• THE EXERCISE:
Leave every picture out and write out the records below exactly.

++++++++

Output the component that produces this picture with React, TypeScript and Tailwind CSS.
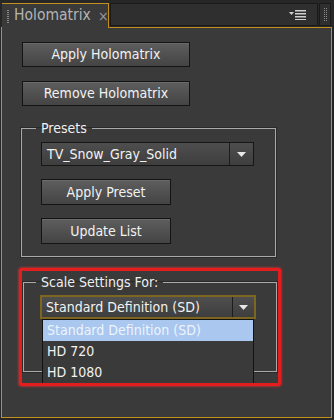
import React from "react";

const font = { fontFamily: '"DejaVu Sans Condensed", "DejaVu Sans", Tahoma, sans-serif' };

function Btn({ label, w, h, className = "" }: { label: string; w: string; h: string; className?: string }) {
  return (
    <div
      className={`${w} ${h} ${className} flex items-center justify-center border border-[#141414] bg-gradient-to-b from-[#5e5e5e] to-[#444444] text-[14px] text-[#f2f2f2] shadow-[inset_0_1px_0_#6a6a6a]`}
    >
      {label}
    </div>
  );
}

function Arrow() {
  return (
    <svg width="9" height="5" viewBox="0 0 9 5">
      <path d="M0 0 H9 L4.5 5 Z" fill="#e8e8e8" />
    </svg>
  );
}

function Gripper() {
  return (
    <div className="grid grid-cols-2 gap-x-[1px] gap-y-[1px]">
      {Array.from({ length: 14 }).map((_, i) => (
        <div key={i} className="w-[1px] h-[1px] bg-[#8a8a8a]" />
      ))}
    </div>
  );
}

export default function App() {
  return (
    <div className="relative w-[334px] h-[420px] bg-[#272727] flex flex-col" style={font}>
      {/* tab row */}
      <div className="flex items-end h-[27px] pt-[3px]">
        <div className="relative z-10 ml-[2px] w-[107px] h-[25px] -mb-[1px] bg-[#3a3a3a] border-t border-r border-[#c3901e] flex items-center pl-[5px]">
          <Gripper />
          <span className="ml-[6px] text-[15.5px] text-[#b4b4b4] leading-none">Holomatrix</span>
          <span className="ml-[7px] text-[14px] text-[#9a9a9a] leading-none">×</span>
        </div>
        <div className="ml-[1px] w-[208px] h-[23px] mb-[1px] bg-[#2f2f2f] border border-[#1a1a1a] flex items-center justify-end pr-[10px]">
          <svg width="18" height="10" viewBox="0 0 18 10">
            <path d="M0 2 H5 L2.5 5 Z" fill="#d0d0d0" />
            <rect x="6" y="0" width="11" height="1.5" fill="#d0d0d0" />
            <rect x="6" y="3" width="11" height="1.5" fill="#d0d0d0" />
            <rect x="6" y="6" width="11" height="1.5" fill="#d0d0d0" />
            <rect x="6" y="9" width="11" height="1" fill="#d0d0d0" />
          </svg>
        </div>
        <div className="ml-[1px] w-[12px] h-[23px] mb-[1px] bg-[#2f2f2f] border border-[#1a1a1a] flex items-center justify-center">
          <Gripper />
        </div>
      </div>

      {/* panel */}
      <div className="ml-[1px] w-[331px] h-[391px] bg-[#3a3a3a] border border-[#c3901e] flex flex-col pt-[14px]">
        <Btn label="Apply Holomatrix" w="w-[168px]" h="h-[25px]" className="ml-[20px]" />
        <Btn label="Remove Holomatrix" w="w-[168px]" h="h-[25px]" className="ml-[20px] mt-[14px]" />

        <fieldset className="ml-[19px] mt-[14px] w-[255px] border border-[#a9a9a9] pl-[19px] pb-[12px] shadow-[0_0_0_1px_#2a2a2a]">
          <legend className="ml-[-5px] px-[5px] text-[14px] leading-[16px] text-[#f0f0f0]">Presets</legend>
          <div className="mt-[6px] w-[213px] h-[24px] flex border border-[#161616] bg-gradient-to-b from-[#4e4e4e] to-[#3e3e3e]">
            <div className="flex-1 flex items-center pl-[5px] text-[14px] text-[#f2f2f2]">TV_Snow_Gray_Solid</div>
            <div className="w-[24px] border-l border-[#1c1c1c] flex items-center justify-center">
              <Arrow />
            </div>
          </div>
          <Btn label="Apply Preset" w="w-[130px]" h="h-[26px]" className="mt-[13px]" />
          <Btn label="Update List" w="w-[130px]" h="h-[26px]" className="mt-[13px]" />
        </fieldset>

        <fieldset className="ml-[21px] mt-[17px] w-[254px] border border-[#a9a9a9] pl-[16px] pb-[52px] shadow-[0_0_0_1px_#2a2a2a]">
          <legend className="ml-[-4px] px-[5px] text-[14px] leading-[16px] text-[#f0f0f0]">Scale Settings For:</legend>
          <div className="relative mt-[5px] w-[216px] h-[24px] flex border-2 border-[#7d6620] bg-gradient-to-b from-[#4e4e4e] to-[#3e3e3e]">
            <div className="flex-1 flex items-center pl-[4px] text-[14px] text-[#f2f2f2]">Standard Definition (SD)</div>
            <div className="w-[22px] border-l border-[#1c1c1c] flex items-center justify-center">
              <Arrow />
            </div>
            <div className="absolute z-10 top-[22px] left-0 w-[212px] bg-[#3a3a3a] border border-[#121212] flex flex-col text-[14px]">
              <div className="h-[21px] flex items-center pl-[4px] bg-[#a9c7ef] text-[#eef4fc]">Standard Definition (SD)</div>
              <div className="h-[21px] flex items-center pl-[4px] text-[#f2f2f2]">HD 720</div>
              <div className="h-[21px] flex items-center pl-[4px] text-[#f2f2f2]">HD 1080</div>
            </div>
          </div>
        </fieldset>
      </div>

      {/* red annotation box */}
      <div className="absolute left-[19px] top-[268px] w-[262px] h-[118px] border-[3px] border-[#e41e1e] rounded-[2px] shadow-[0_0_3px_#ff3030] pointer-events-none z-20" />
    </div>
  );
}
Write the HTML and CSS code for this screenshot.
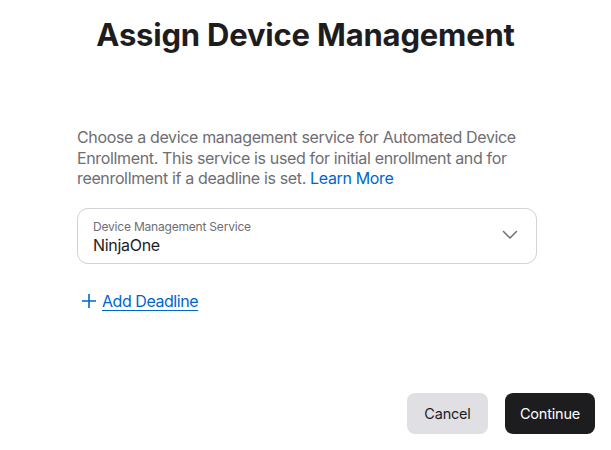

++++++++

• FULL SOLUTION:
Output the component that produces this picture with React, TypeScript and Tailwind CSS.
import React from "react";

const font = { fontFamily: '"DejaVu Sans Condensed", "DejaVu Sans", Tahoma, sans-serif' };

function Btn({ label, w, h, className = "" }: { label: string; w: string; h: string; className?: string }) {
  return (
    <div
      className={`${w} ${h} ${className} flex items-center justify-center border border-[#141414] bg-gradient-to-b from-[#5e5e5e] to-[#444444] text-[14px] text-[#f2f2f2] shadow-[inset_0_1px_0_#6a6a6a]`}
    >
      {label}
    </div>
  );
}

function Arrow() {
  return (
    <svg width="9" height="5" viewBox="0 0 9 5">
      <path d="M0 0 H9 L4.5 5 Z" fill="#e8e8e8" />
    </svg>
  );
}

function Gripper() {
  return (
    <div className="grid grid-cols-2 gap-x-[1px] gap-y-[1px]">
      {Array.from({ length: 14 }).map((_, i) => (
        <div key={i} className="w-[1px] h-[1px] bg-[#8a8a8a]" />
      ))}
    </div>
  );
}

export default function App() {
  return (
    <div className="relative w-[334px] h-[420px] bg-[#272727] flex flex-col" style={font}>
      {/* tab row */}
      <div className="flex items-end h-[27px] pt-[3px]">
        <div className="relative z-10 ml-[2px] w-[107px] h-[25px] -mb-[1px] bg-[#3a3a3a] border-t border-r border-[#c3901e] flex items-center pl-[5px]">
          <Gripper />
          <span className="ml-[6px] text-[15.5px] text-[#b4b4b4] leading-none">Holomatrix</span>
          <span className="ml-[7px] text-[14px] text-[#9a9a9a] leading-none">×</span>
        </div>
        <div className="ml-[1px] w-[208px] h-[23px] mb-[1px] bg-[#2f2f2f] border border-[#1a1a1a] flex items-center justify-end pr-[10px]">
          <svg width="18" height="10" viewBox="0 0 18 10">
            <path d="M0 2 H5 L2.5 5 Z" fill="#d0d0d0" />
            <rect x="6" y="0" width="11" height="1.5" fill="#d0d0d0" />
            <rect x="6" y="3" width="11" height="1.5" fill="#d0d0d0" />
            <rect x="6" y="6" width="11" height="1.5" fill="#d0d0d0" />
            <rect x="6" y="9" width="11" height="1" fill="#d0d0d0" />
          </svg>
        </div>
        <div className="ml-[1px] w-[12px] h-[23px] mb-[1px] bg-[#2f2f2f] border border-[#1a1a1a] flex items-center justify-center">
          <Gripper />
        </div>
      </div>

      {/* panel */}
      <div className="ml-[1px] w-[331px] h-[391px] bg-[#3a3a3a] border border-[#c3901e] flex flex-col pt-[14px]">
        <Btn label="Apply Holomatrix" w="w-[168px]" h="h-[25px]" className="ml-[20px]" />
        <Btn label="Remove Holomatrix" w="w-[168px]" h="h-[25px]" className="ml-[20px] mt-[14px]" />

        <fieldset className="ml-[19px] mt-[14px] w-[255px] border border-[#a9a9a9] pl-[19px] pb-[12px] shadow-[0_0_0_1px_#2a2a2a]">
          <legend className="ml-[-5px] px-[5px] text-[14px] leading-[16px] text-[#f0f0f0]">Presets</legend>
          <div className="mt-[6px] w-[213px] h-[24px] flex border border-[#161616] bg-gradient-to-b from-[#4e4e4e] to-[#3e3e3e]">
            <div className="flex-1 flex items-center pl-[5px] text-[14px] text-[#f2f2f2]">TV_Snow_Gray_Solid</div>
            <div className="w-[24px] border-l border-[#1c1c1c] flex items-center justify-center">
              <Arrow />
            </div>
          </div>
          <Btn label="Apply Preset" w="w-[130px]" h="h-[26px]" className="mt-[13px]" />
          <Btn label="Update List" w="w-[130px]" h="h-[26px]" className="mt-[13px]" />
        </fieldset>

        <fieldset className="ml-[21px] mt-[17px] w-[254px] border border-[#a9a9a9] pl-[16px] pb-[52px] shadow-[0_0_0_1px_#2a2a2a]">
          <legend className="ml-[-4px] px-[5px] text-[14px] leading-[16px] text-[#f0f0f0]">Scale Settings For:</legend>
          <div className="relative mt-[5px] w-[216px] h-[24px] flex border-2 border-[#7d6620] bg-gradient-to-b from-[#4e4e4e] to-[#3e3e3e]">
            <div className="flex-1 flex items-center pl-[4px] text-[14px] text-[#f2f2f2]">Standard Definition (SD)</div>
            <div className="w-[22px] border-l border-[#1c1c1c] flex items-center justify-center">
              <Arrow />
            </div>
            <div className="absolute z-10 top-[22px] left-0 w-[212px] bg-[#3a3a3a] border border-[#121212] flex flex-col text-[14px]">
              <div className="h-[21px] flex items-center pl-[4px] bg-[#a9c7ef] text-[#eef4fc]">Standard Definition (SD)</div>
              <div className="h-[21px] flex items-center pl-[4px] text-[#f2f2f2]">HD 720</div>
              <div className="h-[21px] flex items-center pl-[4px] text-[#f2f2f2]">HD 1080</div>
            </div>
          </div>
        </fieldset>
      </div>

      {/* red annotation box */}
      <div className="absolute left-[19px] top-[268px] w-[262px] h-[118px] border-[3px] border-[#e41e1e] rounded-[2px] shadow-[0_0_3px_#ff3030] pointer-events-none z-20" />
    </div>
  );
}
Write the HTML and CSS code for this screenshot.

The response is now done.